WHAT THE TASK REQUIRES: Do not repeat pictures. Repeat exactly the lines of the listing below from its first line through the line with "text-[12px] leading-none text-black';".

___ GIVEN MATERIAL

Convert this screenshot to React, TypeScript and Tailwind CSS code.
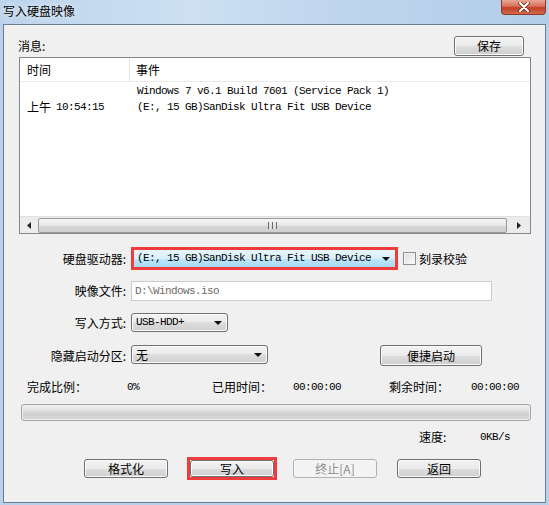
import React from 'react';

const cn = "[font-family:'Noto_Sans_CJK_SC','Liberation_Sans',sans-serif]";
const mono = "[font-family:'Liberation_Mono','Noto_Sans_CJK_SC',monospace] text-[11px] tracking-[-0.6px]";
const btn =
    'flex items-center justify-center border border-[#707070] rounded-[3px] bg-[linear-gradient(#f2f2f2_0%,#ebebeb_50%,#dddddd_50%,#cfcfcf_100%)] shadow-[inset_0_0_0_1px_#fcfcfc] text-[12px] leading-none text-black';

const Arrow: React.FC<{ dir?: 'down' | 'left' | 'right' }> = ({ dir = 'down' }) => {
    if (dir === 'left') {
        return (
            <svg width="4" height="7" viewBox="0 0 4 7">
                <path d="M4 0v7L0 3.5z" fill="#222" />
            </svg>
        );
    }
    if (dir === 'right') {
        return (
            <svg width="4" height="7" viewBox="0 0 4 7">
                <path d="M0 0v7L4 3.5z" fill="#222" />
            </svg>
        );
    }
    return (
        <svg width="8" height="4" viewBox="0 0 8 4">
            <path d="M0 0h8L4 4z" fill="#111" />
        </svg>
    );
};

const Label: React.FC<{ children: React.ReactNode }> = ({ children }) => (
    <div className="w-[123px] text-right pr-[1px] text-[12px] leading-none">{children}</div>
);

export default function App() {
    return (
        <div className={`w-[549px] h-[505px] flex flex-col bg-[#b9d1ea] text-black ${cn}`}>
            {/* title bar */}
            <div className="h-[24px] flex items-start justify-between bg-[linear-gradient(90deg,#bcd4ec_0%,#cde0f3_35%,#bfd6ed_60%,#b3cde8_100%)]">
                <div className="pl-[3px] pt-[4px] text-[12px] leading-[13px] [text-shadow:0_0_6px_#ffffff]">写入硬盘映像</div>
                <div className="mr-[3px] w-[45px] h-[15px] rounded-b-[4px] border border-t-0 border-[#8c3a2c] bg-[linear-gradient(#e9a896_0%,#d7705a_45%,#c13f26_55%,#d0684c_100%)] flex items-center justify-center">
                    <svg width="12" height="10" viewBox="0 0 12 10">
                        <path d="M2 1l8 8M10 1L2 9" stroke="#5b2a22" strokeWidth="3.4" strokeLinecap="round" />
                        <path d="M2 1l8 8M10 1L2 9" stroke="#ffffff" strokeWidth="2" strokeLinecap="round" />
                    </svg>
                </div>
            </div>

            {/* panel */}
            <div className="flex-1 mx-[3px] mb-[2px] border border-[#6b7d93] bg-[#f0f0f0] flex flex-col">
                {/* messages header */}
                <div className="mt-[11px] h-[20px] flex items-center justify-between pl-[14px] pr-[21px]">
                    <span className="text-[12px] leading-none">消息:</span>
                    <div className={`${btn} w-[70px] h-[20px]`}>保存</div>
                </div>

                {/* list view */}
                <div className="ml-[15px] mt-[1px] w-[512px] h-[177px] border border-[#828790] bg-white flex flex-col">
                    <div className="h-[24px] flex items-stretch border-b border-[#eaeaea] text-[12px] leading-none">
                        <div className="w-[110px] flex items-center pl-[7px] border-r border-[#e3e3e3]">时间</div>
                        <div className="flex items-center pl-[6px]">事件</div>
                    </div>
                    <div className="flex-1 pt-[1px]">
                        <div className="h-[16px] flex items-center">
                            <div className="w-[110px]" />
                            <div className={`pl-[7px] ${mono}`}>Windows 7 v6.1 Build 7601 (Service Pack 1)</div>
                        </div>
                        <div className="h-[16px] flex items-center">
                            <div className="w-[110px] pl-[7px] flex items-center gap-[5px]">
                                <span className="text-[12px] leading-none">上午</span>
                                <span className={mono}>10:54:15</span>
                            </div>
                            <div className={`pl-[7px] ${mono}`}>(E:, 15 GB)SanDisk Ultra Fit USB Device</div>
                        </div>
                    </div>
                    {/* horizontal scrollbar */}
                    <div className="h-[17px] flex items-center bg-[#ececec] border-t border-[#e2e2e2]">
                        <div className="w-[18px] h-full flex items-center justify-center">
                            <Arrow dir="left" />
                        </div>
                        <div className="w-[469px] h-[15px] rounded-[2px] border border-[#9a9a9a] bg-[linear-gradient(#f6f6f6_0%,#e6e6e6_50%,#d6d6d6_51%,#d0d0d0_100%)] flex items-center justify-center">
                            <div className="flex gap-[1px]">
                                <div className="w-[1px] h-[7px] bg-[#6c6c6c]" />
                                <div className="w-[1px] h-[7px] bg-[#e8e8e8]" />
                                <div className="w-[1px] h-[7px] bg-[#6c6c6c]" />
                                <div className="w-[1px] h-[7px] bg-[#e8e8e8]" />
                                <div className="w-[1px] h-[7px] bg-[#6c6c6c]" />
                            </div>
                        </div>
                        <div className="flex-1 h-full flex items-center justify-center">
                            <Arrow dir="right" />
                        </div>
                    </div>
                </div>

                {/* drive */}
                <div className="mt-[13px] h-[23px] flex items-center">
                    <Label>硬盘驱动器:</Label>
                    <div className="ml-[4px] w-[267px] h-[23px] border-[3px] border-[#ef3b3b] bg-[linear-gradient(#e8f5fc_0%,#d9effa_50%,#bee6fd_51%,#a7d9f5_100%)] flex items-center justify-between pl-[3px] pr-[5px]">
                        <span className={mono}>(E:, 15 GB)SanDisk Ultra Fit USB Device</span>
                        <Arrow />
                    </div>
                    <div className="ml-[5px] w-[13px] h-[13px] border border-[#8f8f8f] bg-[linear-gradient(135deg,#dcdcdc,#fbfbfb)] shadow-[inset_0_0_0_1px_#f4f4f4]" />
                    <span className="ml-[3px] text-[12px] leading-none">刻录校验</span>
                </div>

                {/* image file */}
                <div className="mt-[11px] h-[20px] flex items-center">
                    <Label>映像文件:</Label>
                    <div className="ml-[4px] w-[361px] h-[20px] border border-[#c9cbcf] bg-white flex items-center pl-[3px]">
                        <span className={`${mono} text-[#6d6d6d]`}>D:\Windows.iso</span>
                    </div>
                </div>

                {/* write mode */}
                <div className="mt-[12px] h-[19px] flex items-center">
                    <Label>写入方式:</Label>
                    <div className={`${btn} ml-[4px] w-[97px] h-[19px] !justify-between pl-[4px] pr-[5px]`}>
                        <span className={`${mono} text-[10px] tracking-[-0.4px]`}>USB-HDD+</span>
                        <Arrow />
                    </div>
                </div>

                {/* hidden partition */}
                <div className="mt-[13px] h-[21px] flex items-center">
                    <Label>隐藏启动分区:</Label>
                    <div className={`${btn} ml-[4px] w-[137px] h-[19px] !justify-between pl-[4px] pr-[5px] self-start`}>
                        <span>无</span>
                        <Arrow />
                    </div>
                    <div className={`${btn} ml-[112px] w-[102px] h-[21px]`}>便捷启动</div>
                </div>

                {/* stats */}
                <div className="mt-[13px] h-[16px] flex items-center pl-[23px] text-[12px] leading-none">
                    <span className="w-[100px]">完成比例：</span>
                    <span className={`w-[85px] ${mono}`}>0%</span>
                    <span className="w-[81px]">已用时间：</span>
                    <span className={`w-[96px] ${mono}`}>00:00:00</span>
                    <span className="w-[82px]">剩余时间：</span>
                    <span className={mono}>00:00:00</span>
                </div>

                {/* progress */}
                <div className="mt-[9px] ml-[17px] w-[510px] h-[17px] rounded-[3px] border border-[#a5a5a5] bg-[linear-gradient(#f3f3f3_0%,#e2e2e2_35%,#cfcfcf_60%,#d8d8d8_100%)] shadow-[inset_0_0_0_1px_#eeeeee]" />

                {/* speed */}
                <div className="mt-[8px] h-[16px] flex items-center pl-[415px] text-[12px] leading-none">
                    <span className="w-[61px]">速度:</span>
                    <span className={mono}>0KB/s</span>
                </div>

                {/* buttons */}
                <div className="mt-[12px] h-[23px] flex items-center pl-[80px]">
                    <div className={`${btn} w-[84px] h-[19px]`}>格式化</div>
                    <div className="ml-[19px] w-[90px] h-[23px] border-[3px] border-[#ef3b3b] flex">
                        <div className={`${btn} flex-1`}>写入</div>
                    </div>
                    <div className="ml-[16px] w-[84px] h-[19px] flex items-center justify-center border border-[#adb2b5] rounded-[3px] bg-[#f4f4f4] text-[12px] leading-none text-[#8c8c8c]">
                        终止[A]
                    </div>
                    <div className={`${btn} ml-[20px] w-[84px] h-[19px]`}>返回</div>
                </div>
            </div>
        </div>
    );
}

______

EXERCISE RESULT:
Convert this screenshot to React, TypeScript and Tailwind CSS code.
import React from 'react';

const cn = "[font-family:'Noto_Sans_CJK_SC','Liberation_Sans',sans-serif]";
const mono = "[font-family:'Liberation_Mono','Noto_Sans_CJK_SC',monospace] text-[11px] tracking-[-0.6px]";
const btn =
    'flex items-center justify-center border border-[#707070] rounded-[3px] bg-[linear-gradient(#f2f2f2_0%,#ebebeb_50%,#dddddd_50%,#cfcfcf_100%)] shadow-[inset_0_0_0_1px_#fcfcfc] text-[12px] leading-none text-black';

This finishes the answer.